Both of these activities are, of course, illegal. And in the case of child porn, they can be horrifyingly depraved. But there’s still this impression, especially common among beginning or casual Dark Web explorers, that the Dark Web gets worse or goes “deeper.” After all, this is a place where people all over the world can gather in unindexed anonymity to share anything they want: If 4chan, a site on the public Web, can persuade a user to cut half his toe off, then surely the Dark Web has far crazier, horror-film stuff.
There are rumors of gladiator fights, in which real people battle to the death; there’s talk of deranged, Nazi-era “human experiments,” filmed and uploaded. Legend has it that you can buy a hitman, if you know where to look, or a slave, or something called a “living doll” — a nightmare concoction so grotesque that I’d encourage you not to Google it further.
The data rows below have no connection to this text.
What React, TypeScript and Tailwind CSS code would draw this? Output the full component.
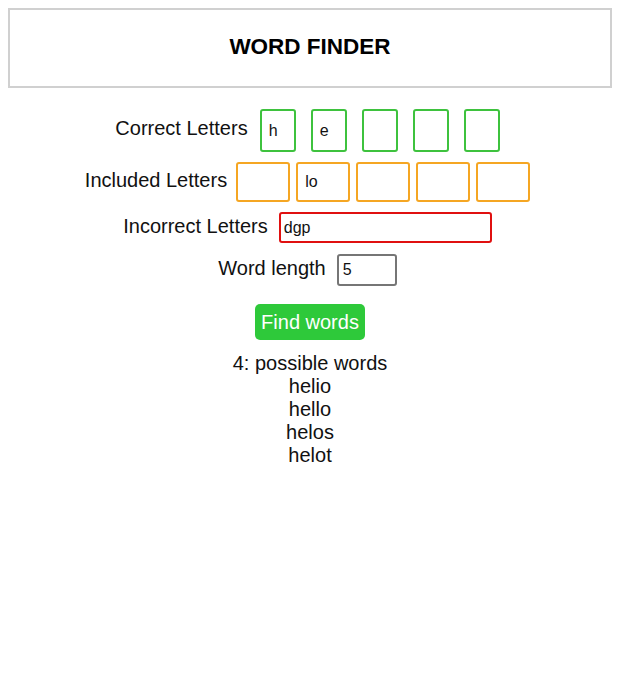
import React from "react";

const correct = ["h", "e", "", "", ""];
const included = ["", "lo", "", "", ""];
const words = ["helio", "hello", "helos", "helot"];

export default function App() {
  return (
    <div className="min-h-[697px] bg-white p-2 font-['Liberation_Sans',Arial,sans-serif] text-[#111]">
      {/* Header */}
      <div className="flex h-20 items-center justify-center border-2 border-[#d0d0d0] pb-[2px]">
        <h1 className="text-[22.5px] font-bold text-black">WORD FINDER</h1>
      </div>

      <div className="mt-[21px] flex flex-col items-center">
        {/* Correct */}
        <div className="flex items-center pr-[5px]">
          <span className="mb-[4px] mr-[12px] text-[20px] leading-[23px]">Correct Letters</span>
          <div className="flex gap-[15px]">
            {correct.map((c, i) => (
              <div
                key={i}
                className="flex h-[43px] w-[36px] items-center rounded-[3px] border-2 border-[#3ec23e] pl-[7px] text-[16px]"
              >
                {c}
              </div>
            ))}
          </div>
        </div>

        {/* Included */}
        <div className="mt-[10px] flex items-center pr-[5px]">
          <span className="mb-[3px] mr-[9px] text-[20px] leading-[23px]">Included Letters</span>
          <div className="flex gap-[6px]">
            {included.map((c, i) => (
              <div
                key={i}
                className="flex h-[40px] w-[54px] items-center rounded-[3px] border-2 border-[#f5a623] pl-[7px] text-[16px]"
              >
                {c}
              </div>
            ))}
          </div>
        </div>

        {/* Incorrect */}
        <div className="mt-[10px] flex items-center pr-[5px]">
          <span className="mb-[3px] mr-[11px] text-[20px] leading-[23px]">Incorrect Letters</span>
          <div className="flex h-[31px] w-[213px] items-center rounded-[3px] border-2 border-[#e01010] pl-[3px] text-[16px]">
            dgp
          </div>
        </div>

        {/* Word length */}
        <div className="mt-[11px] flex items-center pr-[5px]">
          <span className="mb-[4px] mr-[11px] text-[20px] leading-[23px]">Word length</span>
          <div className="flex h-[32px] w-[60px] items-center rounded-[3px] border-2 border-[#767676] pl-[4px] text-[16px]">
            5
          </div>
        </div>

        <button className="mt-[18px] h-[36px] w-[110px] rounded-[5px] bg-[#2ec93a] text-[20px] text-white">
          Find words
        </button>

        {/* Results */}
        <div className="mt-[12px] flex flex-col items-center text-[20px] leading-[23px]">
          <p>{words.length}: possible words</p>
          {words.map((w) => (
            <p key={w}>{w}</p>
          ))}
        </div>
      </div>
    </div>
  );
}
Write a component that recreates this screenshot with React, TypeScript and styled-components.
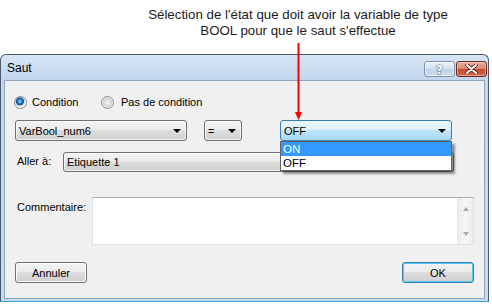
import React from "react";
import styled, { createGlobalStyle, css } from "styled-components";

const GlobalStyle = createGlobalStyle`
  html, body {
    margin: 0;
    padding: 0;
    background: #ffffff;
  }
  body {
    font-family: "Liberation Sans", Arial, sans-serif;
  }
`;

const Page = styled.div`
  position: relative;
  width: 492px;
  height: 304px;
  overflow: hidden;
  display: flex;
  flex-direction: column;
`;

const Callout = styled.div`
  margin: 7px 0 0 146px;
  width: 304px;
  height: 32px;
  text-align: center;
  font-size: 13.3px;
  line-height: 16px;
  color: #1b1b1b;
  white-space: nowrap;
`;

const Pointer = styled.svg`
  position: absolute;
  left: 292px;
  top: 42px;
  z-index: 5;
`;

const Window = styled.div`
  margin-top: 15px;
  width: 489px;
  height: 248px;
  box-sizing: border-box;
  border: 1px solid #4a596d;
  border-bottom-color: #3aa6d0;
  border-radius: 6px 6px 0 0;
  background: linear-gradient(#d7e5f5, #c2d6ee 25px, #c9dbf0);
  display: flex;
  flex-direction: column;
`;

const TitleBar = styled.div`
  height: 25px;
  display: flex;
  justify-content: space-between;
  align-items: flex-start;
`;

const Title = styled.span`
  align-self: center;
  padding-left: 6px;
  font-size: 12px;
  color: #000;
`;

const CaptionButtons = styled.div`
  display: flex;
  gap: 1px;
  margin: 6px 1px 0 0;
`;

const CaptionButton = styled.div<{ $kind: "help" | "close" }>`
  width: 31px;
  height: 16px;
  box-sizing: border-box;
  border-radius: 3px;
  display: flex;
  align-items: center;
  justify-content: center;
  ${(p) =>
    p.$kind === "help"
      ? css`
          border: 1px solid #8092aa;
          background: linear-gradient(#eaf1f9, #d3e0ef 50%, #bdd0e6 50%, #cddef1);
          box-shadow: inset 0 0 0 1px rgba(255, 255, 255, 0.55);
        `
      : css`
          border: 1px solid #6e2a1f;
          background: linear-gradient(#eab0a2, #d8856f 50%, #c3472e 50%, #d26d50);
          box-shadow: inset 0 0 0 1px rgba(255, 220, 210, 0.45);
        `}
`;

const HelpGlyph = styled.span`
  font-family: "DejaVu Sans", sans-serif;
  font-weight: bold;
  font-size: 13px;
  line-height: 13px;
  color: #ffffff;
  -webkit-text-stroke: 1px #5b6878;
  paint-order: stroke fill;
`;

const Body = styled.div`
  flex: 1;
  display: flex;
  padding: 0 3px 2px;
`;

const Content = styled.div`
  flex: 1;
  box-sizing: border-box;
  background: #f0f0f0;
  border: 1px solid #91a5be;
  padding: 14px 10px 0 10px;
  display: flex;
  flex-direction: column;
  font-size: 11px;
  color: #000;
`;

const RadioRow = styled.div`
  display: flex;
  align-items: center;
  height: 14px;
  margin-left: -1px;
`;

const RadioOption = styled.label<{ $width?: number }>`
  display: flex;
  align-items: center;
  gap: ${(p) => (p.$width ? 5 : 7)}px;
  width: ${(p) => (p.$width ? `${p.$width}px` : "auto")};
`;

const RadioDot = styled.span<{ $checked?: boolean }>`
  width: 13px;
  height: 13px;
  box-sizing: border-box;
  border-radius: 50%;
  border: 1px solid #8b8b8b;
  background: ${(p) =>
    p.$checked
      ? "radial-gradient(circle at 45% 40%, #9fe2fb 0, #2a86d3 2px, #0c4f95 3.6px, #c9c9c9 4.3px, #ececec 5px, #fafafa 6px)"
      : "radial-gradient(circle at 50% 50%, #f6f6f6 0, #dcdcdc 3px, #d2d2d2 4.3px, #ececec 5px, #fafafa 6px)"};
`;

const ComboRow = styled.div`
  display: flex;
  margin-top: 11px;
`;

const Combo = styled.div<{ $width: number; $gap?: number; $focused?: boolean; $height?: number }>`
  position: relative;
  box-sizing: border-box;
  width: ${(p) => p.$width}px;
  height: ${(p) => p.$height ?? 21}px;
  margin-left: ${(p) => p.$gap ?? 0}px;
  border-radius: 3px;
  display: flex;
  align-items: center;
  justify-content: space-between;
  padding: 0 5px 0 3px;
  ${(p) =>
    p.$focused
      ? css`
          border: 1px solid #3c7fb1;
          background: linear-gradient(#eaf6fd, #d9f0fc 50%, #bee6fd 50%, #a7d9f5);
        `
      : css`
          border: 1px solid #707070;
          background: linear-gradient(#f2f2f2, #ebebeb 50%, #dddddd 50%, #cfcfcf);
          box-shadow: inset 0 0 0 1px rgba(255, 255, 255, 0.7);
        `}
`;

const ComboText = styled.span`
  white-space: nowrap;
`;

const ComboArrow = styled.span`
  width: 0;
  height: 0;
  border-left: 4px solid transparent;
  border-right: 4px solid transparent;
  border-top: 4px solid #000;
`;

const DropList = styled.ul`
  position: absolute;
  top: 20px;
  left: -1px;
  width: 172px;
  box-sizing: border-box;
  margin: 0;
  padding: 0;
  list-style: none;
  background: #ffffff;
  border: 1px solid #646464;
  box-shadow: 3px 3px 2px rgba(0, 0, 0, 0.4);
  z-index: 3;
`;

const DropItem = styled.li<{ $selected?: boolean }>`
  height: 14px;
  line-height: 14px;
  padding-left: 2px;
  font-size: 11.5px;
  background: ${(p) => (p.$selected ? "#3399ff" : "transparent")};
  color: ${(p) => (p.$selected ? "#ffffff" : "#000000")};
`;

const FieldRow = styled.div<{ $top: number }>`
  display: flex;
  align-items: flex-start;
  margin-top: ${(p) => p.$top}px;
`;

const FieldLabel = styled.span<{ $width: number; $offset: number }>`
  box-sizing: border-box;
  width: ${(p) => p.$width}px;
  padding: ${(p) => p.$offset}px 0 0 2px;
  line-height: 13px;
  white-space: nowrap;
`;

const TextArea = styled.div`
  box-sizing: border-box;
  width: 382px;
  height: 48px;
  background: #ffffff;
  border: 1px solid #dcdfe5;
  border-top-color: #abadb3;
  display: flex;
  justify-content: flex-end;
`;

const ScrollBar = styled.div`
  width: 16px;
  box-sizing: border-box;
  border-left: 1px solid #e9e9e9;
  background: linear-gradient(90deg, #ececec, #f6f6f6 50%, #ececec);
  display: flex;
  flex-direction: column;
  justify-content: space-between;
  align-items: center;
  padding: 9px 0 8px;
`;

const ScrollArrow = styled.span<{ $dir: "up" | "down" }>`
  width: 0;
  height: 0;
  border-left: 3.5px solid transparent;
  border-right: 3.5px solid transparent;
  ${(p) =>
    p.$dir === "up"
      ? "border-bottom: 4px solid #a9a9a9;"
      : "border-top: 4px solid #a9a9a9;"}
`;

const ButtonRow = styled.div`
  display: flex;
  justify-content: space-between;
  margin-top: 17px;
`;

const PushButton = styled.button<{ $default?: boolean }>`
  box-sizing: border-box;
  width: 72px;
  height: 21px;
  padding: 0;
  border-radius: 3px;
  font-family: "Liberation Sans", Arial, sans-serif;
  font-size: 11px;
  color: #000;
  background: linear-gradient(#f2f2f2, #ebebeb 50%, #dddddd 50%, #cfcfcf);
  border: 1px solid ${(p) => (p.$default ? "#3c7fb1" : "#707070")};
  box-shadow: inset 0 0 0 1px ${(p) => (p.$default ? "#55c8f0" : "#fbfbfb")};
`;

export default function App() {
  return (
    <Page>
      <GlobalStyle />
      <Callout>
        Sélection de l'état que doit avoir la variable de type
        <br />
        BOOL pour que le saut s'effectue
      </Callout>
      <Pointer width="13" height="80" viewBox="0 0 13 80">
        <line x1="6.5" y1="1" x2="6.5" y2="72" stroke="#ff0000" strokeWidth="2" />
        <polygon points="3,70 10,70 6.5,78" fill="#ff0000" />
      </Pointer>
      <Window>
        <TitleBar>
          <Title>Saut</Title>
          <CaptionButtons>
            <CaptionButton $kind="help">
              <HelpGlyph>?</HelpGlyph>
            </CaptionButton>
            <CaptionButton $kind="close">
              <svg width="13" height="10" viewBox="0 0 13 10">
                <path
                  d="M2 1 L11 9 M11 1 L2 9"
                  stroke="#5a1a12"
                  strokeWidth="3.6"
                  strokeLinecap="round"
                />
                <path
                  d="M2 1 L11 9 M11 1 L2 9"
                  stroke="#ffffff"
                  strokeWidth="2"
                  strokeLinecap="round"
                />
              </svg>
            </CaptionButton>
          </CaptionButtons>
        </TitleBar>
        <Body>
          <Content>
            <RadioRow>
              <RadioOption $width={87}>
                <RadioDot $checked />
                Condition
              </RadioOption>
              <RadioOption>
                <RadioDot />
                Pas de condition
              </RadioOption>
            </RadioRow>
            <ComboRow>
              <Combo $width={172}>
                <ComboText>VarBool_num6</ComboText>
                <ComboArrow />
              </Combo>
              <Combo $width={38} $gap={17}>
                <ComboText>=</ComboText>
                <ComboArrow />
              </Combo>
              <Combo $width={172} $gap={38} $focused>
                <ComboText>OFF</ComboText>
                <ComboArrow />
                <DropList>
                  <DropItem $selected>ON</DropItem>
                  <DropItem>OFF</DropItem>
                </DropList>
              </Combo>
            </ComboRow>
            <FieldRow $top={11}>
              <FieldLabel $width={48} $offset={3}>
                Aller à:
              </FieldLabel>
              <Combo $width={391} $height={20}>
                <ComboText>Etiquette 1</ComboText>
                <ComboArrow />
              </Combo>
            </FieldRow>
            <FieldRow $top={25}>
              <FieldLabel $width={77} $offset={4}>
                Commentaire:
              </FieldLabel>
              <TextArea>
                <ScrollBar>
                  <ScrollArrow $dir="up" />
                  <ScrollArrow $dir="down" />
                </ScrollBar>
              </TextArea>
            </FieldRow>
            <ButtonRow>
              <PushButton>Annuler</PushButton>
              <PushButton $default>OK</PushButton>
            </ButtonRow>
          </Content>
        </Body>
      </Window>
    </Page>
  );
}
Of all the Dark Web legends, though, the “red room” is one of the most stubborn: Somewhere on the Dark Web, it claims, there are people broadcasting live, interactive rapes and murders. In fact, on Reddit and 4chan and Hidden Wiki, a kind of CliffNotes for Dark Web beginners, you can find people trading second- and third- and fourth-hand accounts of red rooms opened and closed.
“It’s a tediously common question,” writes Eileen Ormsby, the Australian journalist behind the Dark Web news site All Things Vice. “How can I go deeper in the deep web? Where’s the really dark stuff?”
The answer, she writes, is pretty simple: The “dark stuff” does not and never has existed. (The exception is child porn, but that’s generally not what “deeper Web” people are looking for.)
There’s a multitude of evidence to back Ormsby’s claim: chief among it, the fact that there is never actually first-hand evidence of “red rooms,” hitmen and their ilk, and that such operations have never been busted in the FBI’s increasingly frequent Dark Web raids. Horrors reported in the media often turn out to be fake, just creepypasta that’s migrated off its original page.
Perhaps most convincingly, when a British “crypto enthusiast” who goes by the name Cthulhu analyzed a handful of hacker- and hitman-for-hire sites earlier this year, he found that their servers were set up with no real concern for security — something you’d expect to be really important to someone vending highly illegal services on an anonymous network.
More likely, he concluded, these sites were all scams: meant to collect huge sums for their murderous services, and then never actually go through with them.
So it was with the ISIS Red Room, predictably. After all that hype, the site was mysteriously taken offline at the very moment the torture was schedule to start, replaced — hours later — with a page that thanked participants. A 21-minute video of the “torture,” later published on YouTube and Liveleak, shows a guy — a “suspiciously pale-skinned guy,” Ormsby notes — being force-fed bacon.
The site was later replaced with a notice that it had been seized as part of a “joint law enforcement operation”; a copycat site, launched over the weekend, has likewise failed to kill or torture anyone.
None of this means, of course, that there isn’t a whole lot of deeply disturbing, exploitative and/or illegal content on the Dark Web; in his recent book on the subject, Jamie Bartlett chronicles tales of — among other things — suicide, child porn, drug trading, white supremacy and harassment. But those are, unfortunately, things you can also find on the open Internet. By and large, it would seem, the Dark Web doesn’t go much “deeper” than that.
“Are red rooms real?” asked one frustrated Redditor. “I read about this subject, but I found no evidence … It seems like a legend, not something that really happens.”
Perhaps the better question is why so many people are fascinated by these grotesque urban legends — let alone driven to seek them out. That, alas, is something philosophers and psychologists are still arguing about.